In this “duet” I am using the Korg Monotribe to join in with the laundromat ambience as if it were a conscious participant in an improvisational ensemble. The activity in the space produced oscillations that caused sound waves forming drones and rhythmic patterns. I responded with basic oscillators like pulse, saw, or triangle waves. I manipulated the filter, LFO and pitch to create more complex textures that alternately blend and contrast with the ambient sound.

The ambience was recorded with a set of binaural microphones. When wearing stereo headphones the playback of a binaural recording accurately positions the direction of each sound for the listener, immersing them in the spatial soundscape. In contrast the synthesis was recorded in mono, without additional processing.
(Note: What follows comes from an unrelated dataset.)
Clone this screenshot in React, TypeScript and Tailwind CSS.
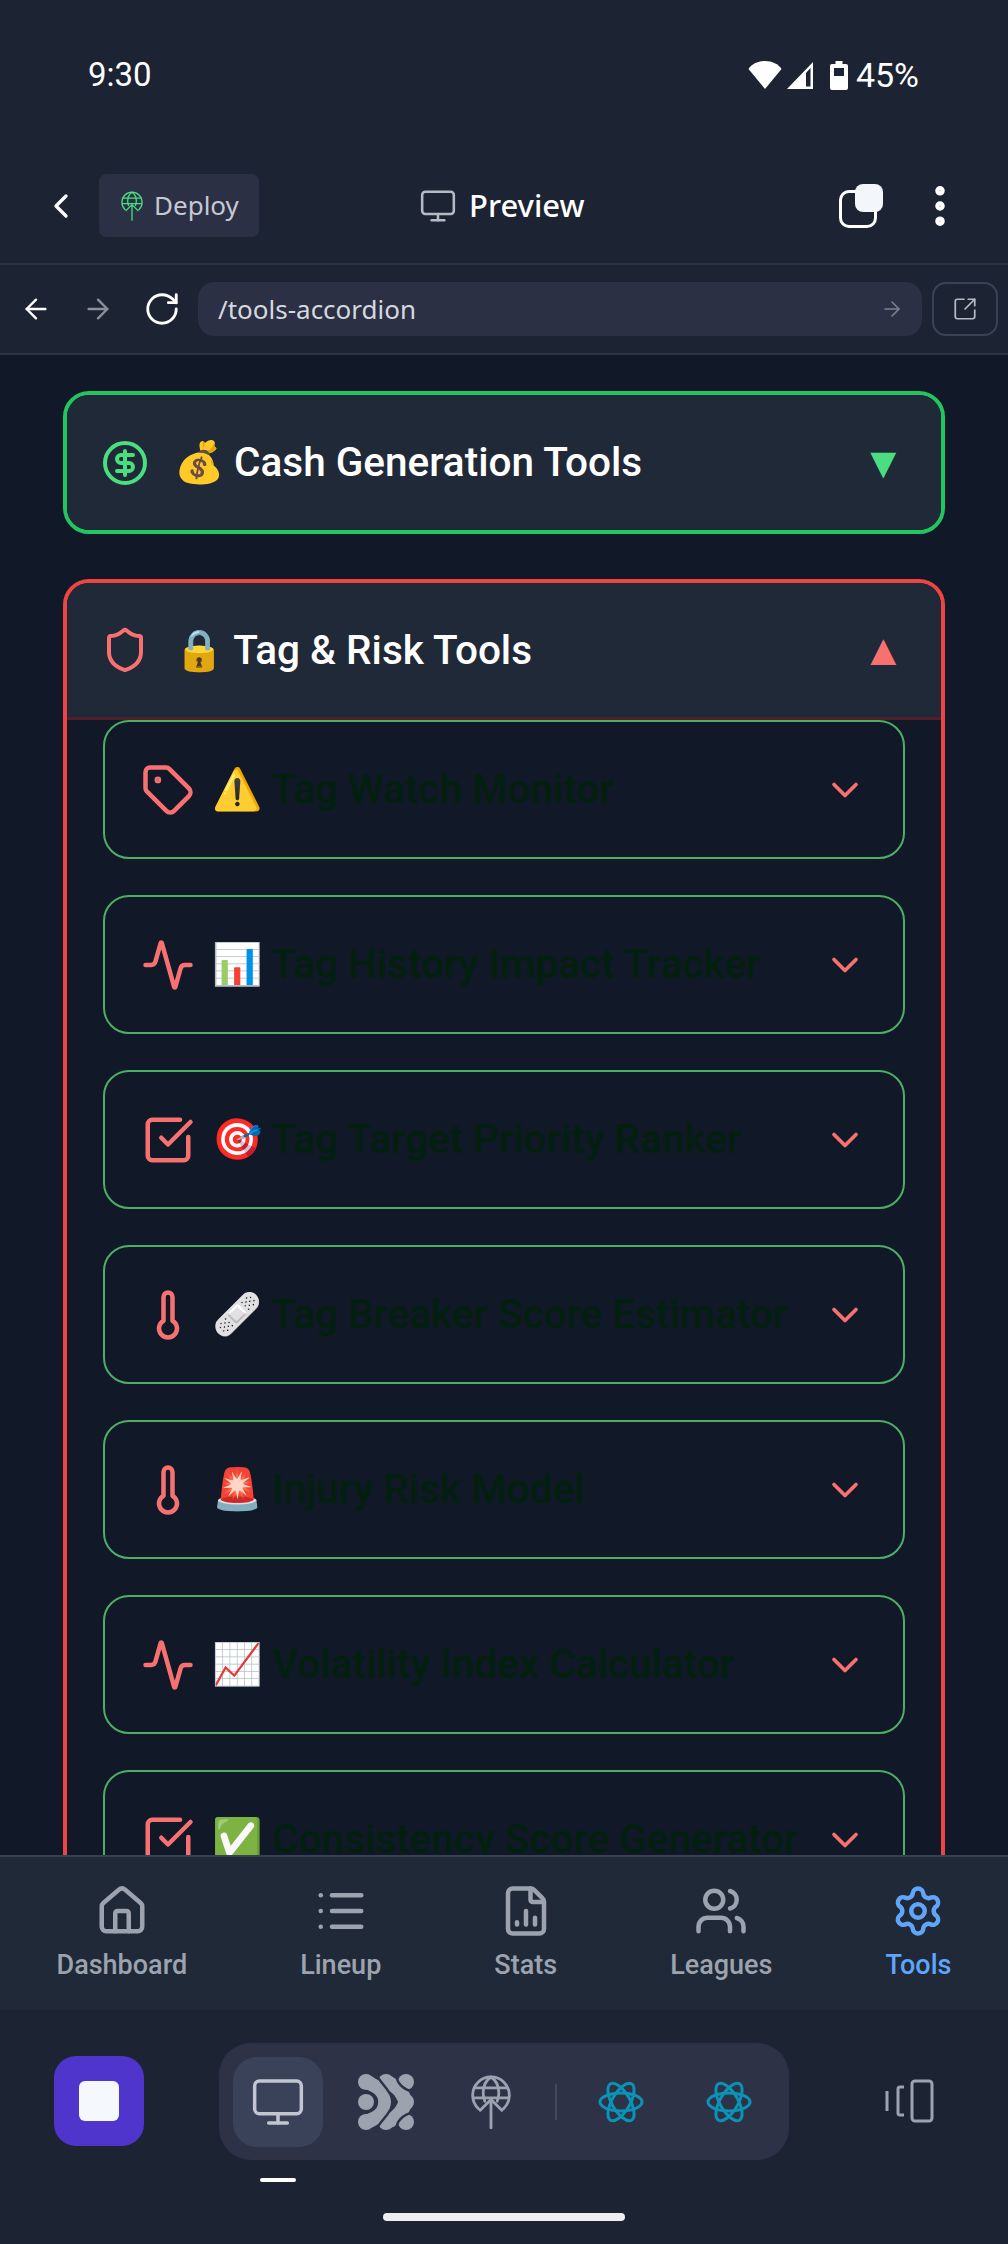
import {
  Activity, ArrowLeft, ArrowRight, ChevronDown, ChevronLeft, CircleDollarSign, EllipsisVertical, FileChartColumn,
  House, List, Monitor, RotateCw, Settings, Shield, SquareArrowOutUpRight, SquareCheckBig, Tag, Thermometer, Users,
} from 'lucide-react';
import type { ReactNode } from 'react';

const TOOLS = [
  { icon: <Tag className="h-[54px] w-[54px]" strokeWidth={2} />, emoji: '⚠️', name: 'Tag Watch Monitor' },
  { icon: <Activity className="h-[54px] w-[54px]" strokeWidth={2} />, emoji: '📊', name: 'Tag History Impact Tracker' },
  { icon: <SquareCheckBig className="h-[54px] w-[54px]" strokeWidth={2} />, emoji: '🎯', name: 'Tag Target Priority Ranker' },
  { icon: <Thermometer className="h-[54px] w-[54px]" strokeWidth={2} />, emoji: '🩹', name: 'Tag Breaker Score Estimator' },
  { icon: <Thermometer className="h-[54px] w-[54px]" strokeWidth={2} />, emoji: '🚨', name: 'Injury Risk Model' },
  { icon: <Activity className="h-[54px] w-[54px]" strokeWidth={2} />, emoji: '📈', name: 'Volatility Index Calculator' },
  { icon: <SquareCheckBig className="h-[54px] w-[54px]" strokeWidth={2} />, emoji: '✅', name: 'Consistency Score Generator' },
];

const NAV = [
  { label: 'Dashboard', icon: <House className="h-[54px] w-[54px]" strokeWidth={2} /> },
  { label: 'Lineup', icon: <List className="h-[54px] w-[54px]" strokeWidth={2} /> },
  { label: 'Stats', icon: <FileChartColumn className="h-[54px] w-[54px]" strokeWidth={2} /> },
  { label: 'Leagues', icon: <Users className="h-[54px] w-[54px]" strokeWidth={2} /> },
  { label: 'Tools', icon: <Settings className="h-[54px] w-[54px]" strokeWidth={2} />, active: true },
];

function StatusIcons() {
  return (
    <div className="flex items-center">
      <svg width="34" height="28" viewBox="0 0 34 28" fill="white">
        <path d="M17 28 0.500 8C3.500 3 10 0 17 0S30.500 3 33.500 8Z" />
      </svg>
      <svg className="ml-[4px]" width="28" height="28" viewBox="0 0 28 28" fill="white">
        <path d="M27 1V28H1ZM24.500 7 20 12V25.500H24.500Z" fillRule="evenodd" />
      </svg>
      <svg className="ml-[16px]" width="18" height="29" viewBox="0 0 18 29" fill="white">
        <path d="M5.500 0h7v3H16a2 2 0 0 1 2 2v22a2 2 0 0 1-2 2H2a2 2 0 0 1-2-2V5a2 2 0 0 1 2-2h3.500ZM4 7v8h10V7Z" fillRule="evenodd" />
      </svg>
    </div>
  );
}

function GlobeUp({ className, strokeWidth = 1.700 }: { className?: string; strokeWidth?: number }) {
  return (
    <svg className={className} viewBox="0 0 24 32" fill="none" stroke="currentColor" strokeWidth={strokeWidth} strokeLinecap="round">
      <path d="M4.500 20a11 11 0 1 1 15 0" />
      <path d="M12 1c-3 2-4.700 5.500-4.700 9.500 0 2 .4 3.700 1 5M12 1c3 2 4.700 5.500 4.700 9.500 0 2-.4 3.700-1 5" />
      <path d="M2 7.500h20M1.500 13.500h21" />
      <path d="M12 31.500V14.500M5.500 21 12 14.500 18.500 21" />
    </svg>
  );
}

function ReactLogo() {
  return (
    <svg width="46" height="46" viewBox="-23 -23 46 46" fill="none" stroke="#0b93b5" strokeWidth="3">
      <ellipse rx="21" ry="9" />
      <ellipse rx="21" ry="9" transform="rotate(60)" />
      <ellipse rx="21" ry="9" transform="rotate(120)" />
    </svg>
  );
}

function Blobs() {
  return (
    <svg width="56" height="56" viewBox="0 0 56 56" fill="#9ca3af">
      <circle cx="8" cy="8" r="8" />
      <circle cx="28" cy="8" r="8" />
      <circle cx="48" cy="8" r="8" />
      <circle cx="8" cy="28" r="8" />
      <circle cx="48" cy="28" r="8" />
      <circle cx="8" cy="48" r="8" />
      <circle cx="28" cy="48" r="8" />
      <circle cx="48" cy="48" r="8" />
      <g fill="none" stroke="#9ca3af" strokeWidth="14" strokeLinecap="round" strokeLinejoin="round">
        <path d="M8 8C16 10 20 14 24 20Q28 28 24 36C20 42 16 46 8 48" />
        <path d="M28 8C36 10 40 14 44 20L48 28L44 36C40 42 36 46 28 48" />
      </g>
      {/* toolbar-coloured gaps between the bands */}
      <g fill="none" stroke="#2d3246" strokeWidth="2.500">
        <path d="M18 -1C20 8 34 16 35 28C34 40 20 48 18 57" />
        <path d="M-1 17C10 16 19 20 19 28C19 36 10 40 -1 39" />
        <path d="M38 -1C38 8 44 16 57 18" />
        <path d="M38 57C38 48 44 40 57 38" />
      </g>
    </svg>
  );
}

function GroupHeader({ icon, title, arrow, arrowClass, bordered }: { icon: ReactNode; title: string; arrow: string; arrowClass: string; bordered?: boolean }) {
  return (
    <div className={`flex items-center gap-[25px] bg-[#1f2937] pl-[34px] pr-[36px] ${bordered ? 'h-[137px] border-b-[3px] border-[#4f1f2a]' : 'h-[135px]'}`}>
      {icon}
      <span className="whitespace-nowrap text-[40.500px] font-medium leading-none text-white">{title}</span>
      <span className={`ml-auto text-[44px] leading-none ${arrowClass}`}>{arrow}</span>
    </div>
  );
}

function ToolRow({ icon, emoji, name }: { icon: ReactNode; emoji: string; name: string }) {
  return (
    <div className="flex h-[139px] shrink-0 items-center gap-[17px] rounded-[26px] border-2 border-[#4caf64] pl-[36px] pr-[36px]">
      <div className="shrink-0 text-[#f87171]">{icon}</div>
      <span className="min-w-0 flex-1 whitespace-nowrap text-[40.500px] font-medium leading-none text-[#03200f]">
        {emoji} {name}
      </span>
      <ChevronDown className="h-[44px] w-[44px] shrink-0 text-[#f87171]" strokeWidth={2} />
    </div>
  );
}

export default function App() {
  return (
    <div className="flex h-[2244px] w-[1008px] flex-col overflow-hidden bg-[#1c2333] font-['Roboto',sans-serif]">
      {/* Android status bar */}
      <div className="flex h-[148px] shrink-0 items-start justify-between pl-[88px] pr-[89px] pt-[57px] text-white">
        <span className="text-[33px] leading-[36px]">9:30</span>
        <div className="flex items-center gap-[8px]">
          <StatusIcons />
          <span className="text-[34px] leading-[36px]">45%</span>
        </div>
      </div>

      {/* Preview header */}
      <div className="relative flex h-[117px] shrink-0 items-center border-b-2 border-[#2c3345] pl-[50px] pr-[56px] font-['Noto_Sans',sans-serif]">
        <ChevronLeft className="-ml-[9px] h-[40px] w-[40px] text-white" strokeWidth={2} />
        <div className="ml-[18px] flex h-[63px] w-[160px] items-center gap-[11px] rounded-[7px] bg-[#2b3044] pl-[22px] text-[26px] text-[#c5c9d3]">
          <GlobeUp className="h-[32px] w-[22px] text-[#4ade80]" strokeWidth={1.400} />
          Deploy
        </div>
        <div className="ml-[160px] flex items-center gap-[12px] text-white">
          <Monitor className="h-[38px] w-[38px] text-[#b6bac3]" strokeWidth={1.600} />
          <span className="text-[31px] font-medium">Preview</span>
        </div>
        <div className="relative ml-auto mr-[31px] h-[44px] w-[44px]">
          <div className="absolute bottom-0 left-0 h-[38px] w-[38px] rounded-[10px] border-[3px] border-white" />
          <div className="absolute right-0 top-0 h-[28px] w-[28px] rounded-[8px] bg-[#f3f6fb]" />
        </div>
        <EllipsisVertical className="-mr-[14px] h-[52px] w-[52px] text-white" strokeWidth={2.400} />
      </div>

      {/* Url bar */}
      <div className="flex h-[90px] shrink-0 items-center border-b-2 border-[#2c3345] pl-[20px] pr-[10px] font-['Noto_Sans',sans-serif]">
        <ArrowLeft className="h-[32px] w-[32px] text-white" strokeWidth={1.800} />
        <ArrowRight className="ml-[30px] h-[32px] w-[32px] text-[#8b8f99]" strokeWidth={1.800} />
        <RotateCw className="ml-[29px] h-[38px] w-[38px] text-white" strokeWidth={1.800} />
        <div className="ml-[17px] flex h-[54px] flex-1 items-center justify-between rounded-[16px] bg-[#2b3044] pl-[20px] pr-[18px]">
          <span className="text-[26px] text-[#d5d8df]">/tools-accordion</span>
          <ArrowRight className="h-[24px] w-[24px] text-[#7d818c]" strokeWidth={1.600} />
        </div>
        <div className="ml-[10px] flex h-[54px] w-[66px] items-center justify-center rounded-[14px] border-2 border-[#3a4256]">
          <SquareArrowOutUpRight className="h-[26px] w-[26px] text-[#b6bac3]" strokeWidth={1.600} />
        </div>
      </div>

      {/* Scrolling page */}
      <div className="flex min-h-0 flex-1 flex-col gap-[45px] overflow-hidden bg-[#111827] pl-[63px] pr-[63px] pt-[36px]">
        <div className="shrink-0 overflow-hidden rounded-[26px] border-4 border-[#22c55e]">
          <GroupHeader
            icon={<CircleDollarSign className="h-[48px] w-[48px] shrink-0 text-[#4ade80]" strokeWidth={2} />}
            title="💰 Cash Generation Tools"
            arrow="▼"
            arrowClass="text-[#4ade80]"
          />
        </div>
        <div className="shrink-0 rounded-[26px] border-4 border-[#ef4444]">
          <div className="overflow-hidden rounded-t-[22px]">
            <GroupHeader
              icon={<Shield className="h-[48px] w-[48px] shrink-0 text-[#f87171]" strokeWidth={2} />}
              title="🔒 Tag & Risk Tools"
              arrow="▲"
              arrowClass="text-[#f87171]"
              bordered
            />
          </div>
          <div className="flex flex-col gap-[36px] pl-[36px] pr-[36px]">
            {TOOLS.map((tool) => (
              <ToolRow key={tool.name} icon={tool.icon} emoji={tool.emoji} name={tool.name} />
            ))}
          </div>
        </div>
      </div>

      {/* Bottom nav of the previewed app */}
      <div className="flex h-[155px] shrink-0 items-start justify-around border-t-2 border-[#374151] bg-[#1f2937] pt-[27px]">
        {NAV.map((item) => (
          <div key={item.label} className={`flex flex-col items-center gap-[11px] ${item.active ? 'text-[#60a5fa]' : 'text-[#9ca3af]'}`}>
            {item.icon}
            <span className="text-[27px] font-medium leading-[32px]">{item.label}</span>
          </div>
        ))}
      </div>

      {/* Replit toolbar */}
      <div className="relative flex h-[234px] shrink-0 items-start pl-[54px] pt-[33px]">
        <div className="mt-[13px] flex h-[90px] w-[90px] items-center justify-center rounded-[22px] bg-[#5035cc]">
          <div className="h-[40px] w-[40px] rounded-[6px] bg-[#f5f8fc]" />
        </div>
        <div className="relative ml-[75px] flex h-[117px] w-[570px] items-center rounded-[32px] bg-[#2d3246] pl-[14px]">
          <div className="flex h-[90px] w-[90px] items-center justify-center rounded-[24px] bg-[#3a4259]">
            <Monitor className="h-[56px] w-[56px] text-[#c2c6ce]" strokeWidth={1.500} />
          </div>
          <div className="ml-[35px] flex h-[56px] w-[56px] items-center justify-center"><Blobs /></div>
          <GlobeUp className="ml-[57px] h-[54px] w-[40px] text-[#9ca3af]" />
          <div className="ml-[44px] h-[36px] w-[2px] bg-[#434a5e]" />
          <div className="ml-[41px]"><ReactLogo /></div>
          <div className="ml-[62px]"><ReactLogo /></div>
          <div className="absolute left-[41px] top-[135px] h-[4px] w-[36px] rounded-full bg-white" />
        </div>
        <svg className="ml-[95px] mt-[36px]" width="50" height="44" viewBox="0 0 50 44" fill="none" stroke="#9ca3af" strokeWidth="3">
          <rect x="28" y="2" width="20" height="40" rx="3" />
          <path d="M20 8h-4a2 2 0 0 0-2 2v24a2 2 0 0 0 2 2h4M3 12v20" />
        </svg>
        <div className="absolute bottom-[23px] left-[383px] h-[8px] w-[242px] rounded-full bg-[#eceef0]" />
      </div>
    </div>
  );
}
This simulates a process called phonomnesis, or imagined sound, by placing the signal in the center of the listeners sound-space.

Midnight Playground

Midnight Playground is an interactive, kinetic, installation by Peng Wu, Jack Pavlik, John Keston, and Analaura Juarez. Peng initiated and directed the idea, Jack built the jump rope robot, and Annalaura helped refine the concept and promote the piece. My role was to produce the music and track it to the still images that Peng had selected. I ended up making a one hour video with thirty minutes of the image from the moon followed by a four second transition into another thirty minutes with an image of Mars. To produce the sound I gave Peng a list of audio excerpts that had all been previously posted on AudioCookbook in One Synthesizer Sound Every Day. He picked the two that he thought would work the best and I went back to my original recordings and processed them specifically for the piece by adding some reverb and delay to enhance the spatial properties of the music. The piece will be on display in Gallery 148 at the Minneapolis College of Art and Design through January 29, 2012.

Voice Lessons

Voice Lessons is an electronic, audio device that interrogates the popular myth that every musical instrument imitates the human voice. Touching the screen allows the participant to manipulate the visuals and vocalizations of the “voice teacher” as he recites vocal warm up exercises.

The piece resides in the space between a musical instrument and voice lesson. Move the touch point left, right, up, and down to explore the visual and auditory possibilities. Rapid high pitched loops occur while touching near the top of the screen while lower pitched longer loops are heard near the bottom.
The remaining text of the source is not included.